> WHAT TO DO
Pick every line with "table" from the material below.
---+---
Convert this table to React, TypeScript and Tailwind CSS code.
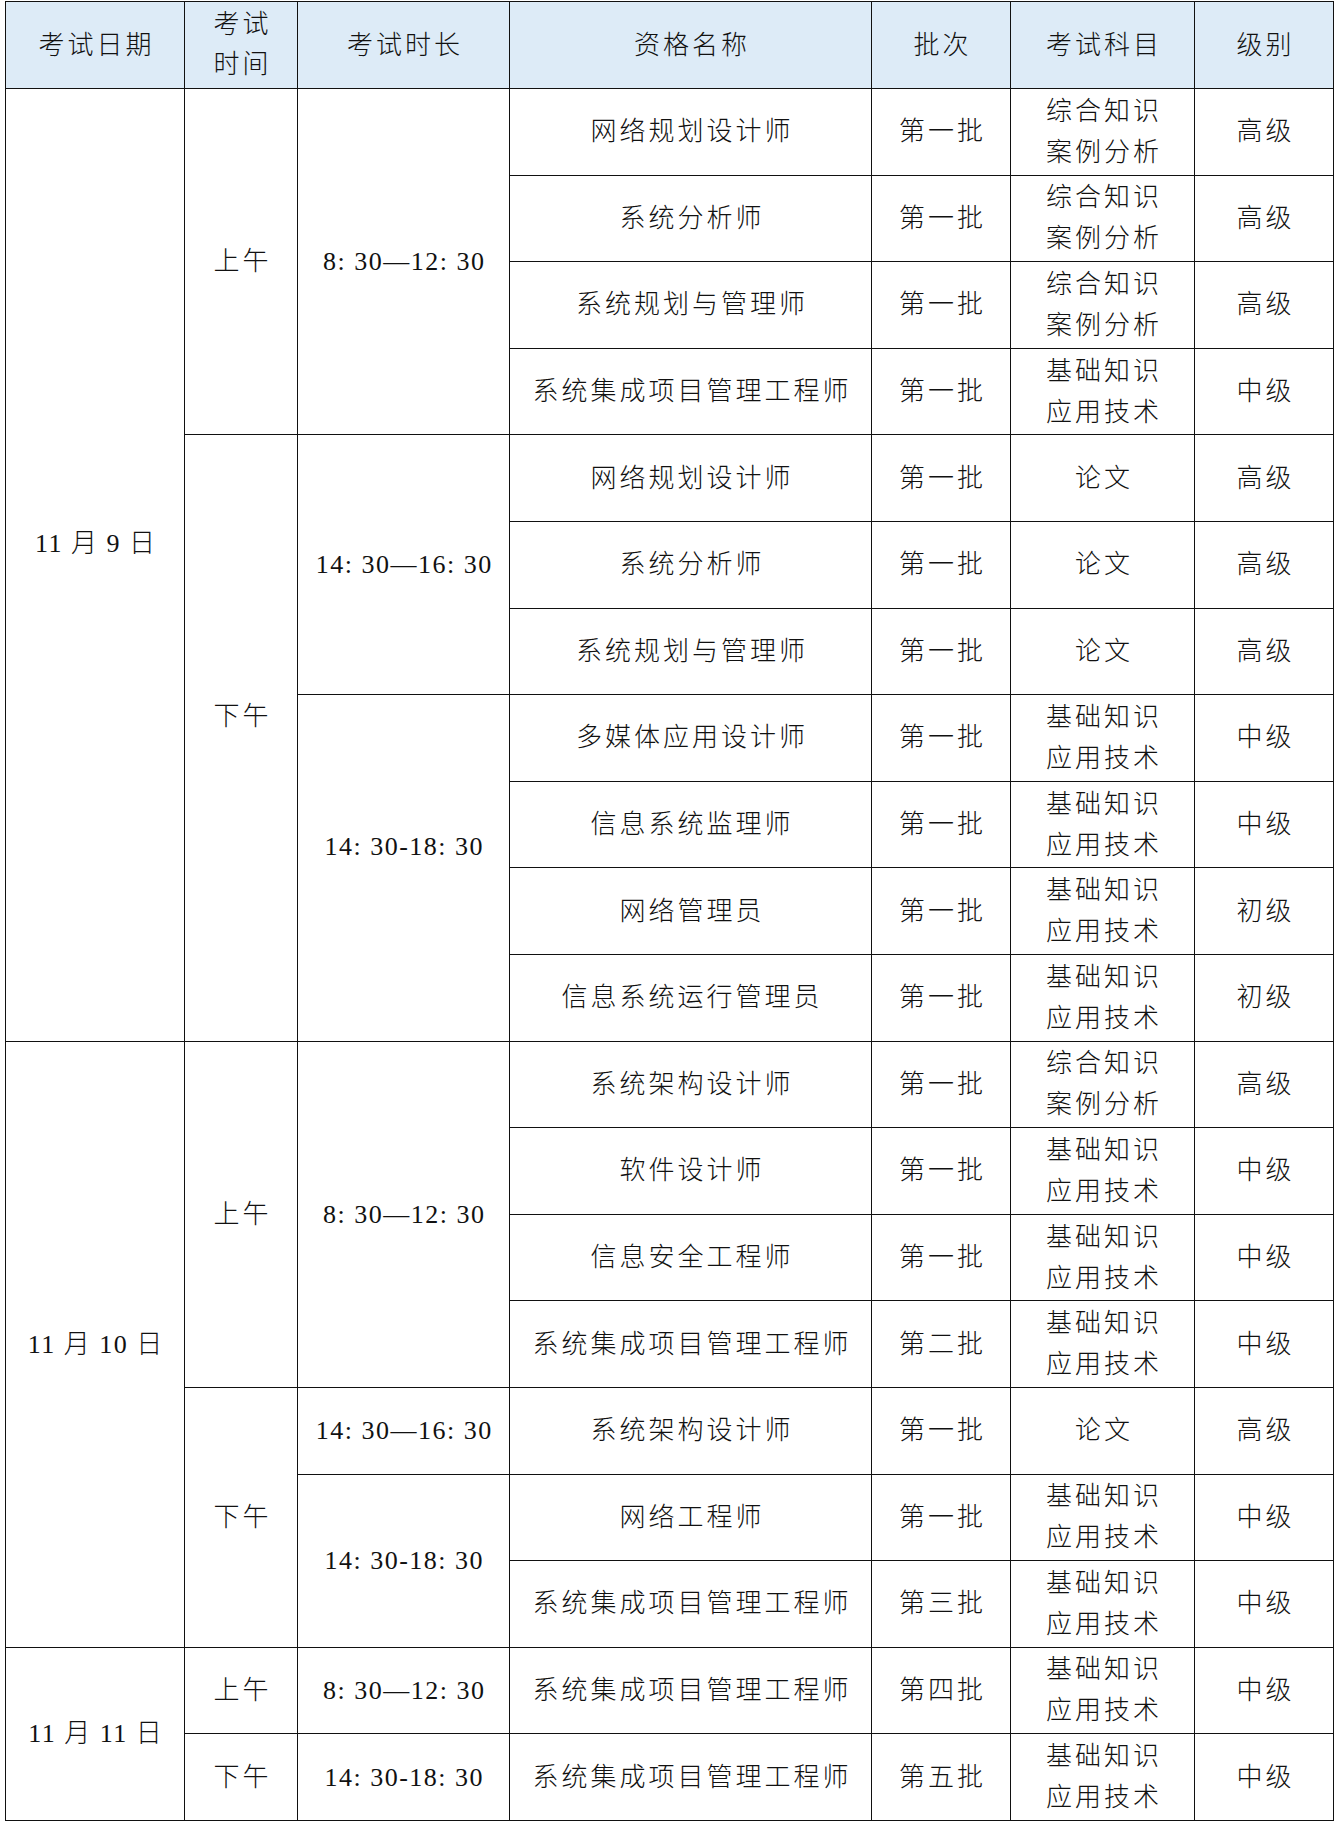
import React from "react";

type Span = { text: string; span: number; up?: boolean };
type Row = {
  date?: Span;
  time?: Span;
  dur?: Span;
  name: string;
  batch: string;
  subj: string[];
  level: string;
};

const JC = ["基础知识", "应用技术"];
const ZH = ["综合知识", "案例分析"];
const LW = ["论文"];

const rows: Row[] = [
  { date: { text: "11 月 9 日", span: 11, up: true }, time: { text: "上午", span: 4 }, dur: { text: "8: 30—12: 30", span: 4 }, name: "网络规划设计师", batch: "第一批", subj: ZH, level: "高级" },
  { name: "系统分析师", batch: "第一批", subj: ZH, level: "高级" },
  { name: "系统规划与管理师", batch: "第一批", subj: ZH, level: "高级" },
  { name: "系统集成项目管理工程师", batch: "第一批", subj: JC, level: "中级" },
  { time: { text: "下午", span: 7, up: true }, dur: { text: "14: 30—16: 30", span: 3 }, name: "网络规划设计师", batch: "第一批", subj: LW, level: "高级" },
  { name: "系统分析师", batch: "第一批", subj: LW, level: "高级" },
  { name: "系统规划与管理师", batch: "第一批", subj: LW, level: "高级" },
  { dur: { text: "14: 30-18: 30", span: 4, up: true }, name: "多媒体应用设计师", batch: "第一批", subj: JC, level: "中级" },
  { name: "信息系统监理师", batch: "第一批", subj: JC, level: "中级" },
  { name: "网络管理员", batch: "第一批", subj: JC, level: "初级" },
  { name: "信息系统运行管理员", batch: "第一批", subj: JC, level: "初级" },
  { date: { text: "11 月 10 日", span: 7 }, time: { text: "上午", span: 4 }, dur: { text: "8: 30—12: 30", span: 4 }, name: "系统架构设计师", batch: "第一批", subj: ZH, level: "高级" },
  { name: "软件设计师", batch: "第一批", subj: JC, level: "中级" },
  { name: "信息安全工程师", batch: "第一批", subj: JC, level: "中级" },
  { name: "系统集成项目管理工程师", batch: "第二批", subj: JC, level: "中级" },
  { time: { text: "下午", span: 3 }, dur: { text: "14: 30—16: 30", span: 1 }, name: "系统架构设计师", batch: "第一批", subj: LW, level: "高级" },
  { dur: { text: "14: 30-18: 30", span: 2 }, name: "网络工程师", batch: "第一批", subj: JC, level: "中级" },
  { name: "系统集成项目管理工程师", batch: "第三批", subj: JC, level: "中级" },
  { date: { text: "11 月 11 日", span: 2 }, time: { text: "上午", span: 1 }, dur: { text: "8: 30—12: 30", span: 1 }, name: "系统集成项目管理工程师", batch: "第四批", subj: JC, level: "中级" },
  { time: { text: "下午", span: 1 }, dur: { text: "14: 30-18: 30", span: 1 }, name: "系统集成项目管理工程师", batch: "第五批", subj: JC, level: "中级" },
];

const cell = "border-[1.5px] border-[#111] text-center align-middle p-0";
const upCell = "border-[1.5px] border-[#111] text-center align-middle p-0 pb-[42px]";
const txt = "tracking-[3px] pl-[3px]";

export default function App() {
  return (
    <div
      className="w-[1338px] h-[1828px] bg-white pl-[5px] pt-[1px] text-[#111] text-[26px] leading-[41px] font-light"
      style={{ fontFamily: '"Liberation Serif", "Noto Sans CJK SC", serif' }}
    >
      <table className="border-collapse table-fixed w-[1328px]">
        <colgroup>
          <col className="w-[179px]" />
          <col className="w-[113px]" />
          <col className="w-[212px]" />
          <col className="w-[362px]" />
          <col className="w-[139px]" />
          <col className="w-[184px]" />
          <col className="w-[139px]" />
        </colgroup>
        <thead>
          <tr className="h-[87px] bg-[#ddebf7]">
            <th className={`${cell} font-light`}><span className={txt}>考试日期</span></th>
            <th className={`${cell} font-light leading-[40px]`}>
              <div className={txt}>考试</div>
              <div className={txt}>时间</div>
            </th>
            <th className={`${cell} font-light`}><span className={txt}>考试时长</span></th>
            <th className={`${cell} font-light`}><span className={txt}>资格名称</span></th>
            <th className={`${cell} font-light`}><span className={txt}>批次</span></th>
            <th className={`${cell} font-light`}><span className={txt}>考试科目</span></th>
            <th className={`${cell} font-light`}><span className={txt}>级别</span></th>
          </tr>
        </thead>
        <tbody>
          {rows.map((r, i) => (
            <tr key={i} className="h-[86.6px]">
              {r.date && (
                <td rowSpan={r.date.span} className={r.date.up ? upCell : cell}>
                  <span className="tracking-[1.5px] pl-[1.5px]">{r.date.text}</span>
                </td>
              )}
              {r.time && (
                <td rowSpan={r.time.span} className={r.time.up ? upCell : cell}>
                  <span className={txt}>{r.time.text}</span>
                </td>
              )}
              {r.dur && (
                <td rowSpan={r.dur.span} className={r.dur.up ? upCell : cell}>
                  <span className="tracking-[1.5px] pl-[1.5px]">{r.dur.text}</span>
                </td>
              )}
              <td className={cell}>
                <span className={txt}>{r.name}</span>
              </td>
              <td className={cell}>
                <span className={txt}>{r.batch}</span>
              </td>
              <td className={cell}>
                {r.subj.map((s) => (
                  <div key={s} className={txt}>
                    {s}
                  </div>
                ))}
              </td>
              <td className={cell}>
                <span className={txt}>{r.level}</span>
              </td>
            </tr>
          ))}
        </tbody>
      </table>
    </div>
  );
}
---+---
> CORRECT ANSWER
Convert this table to React, TypeScript and Tailwind CSS code.
      <table className="border-collapse table-fixed w-[1328px]">
      </table>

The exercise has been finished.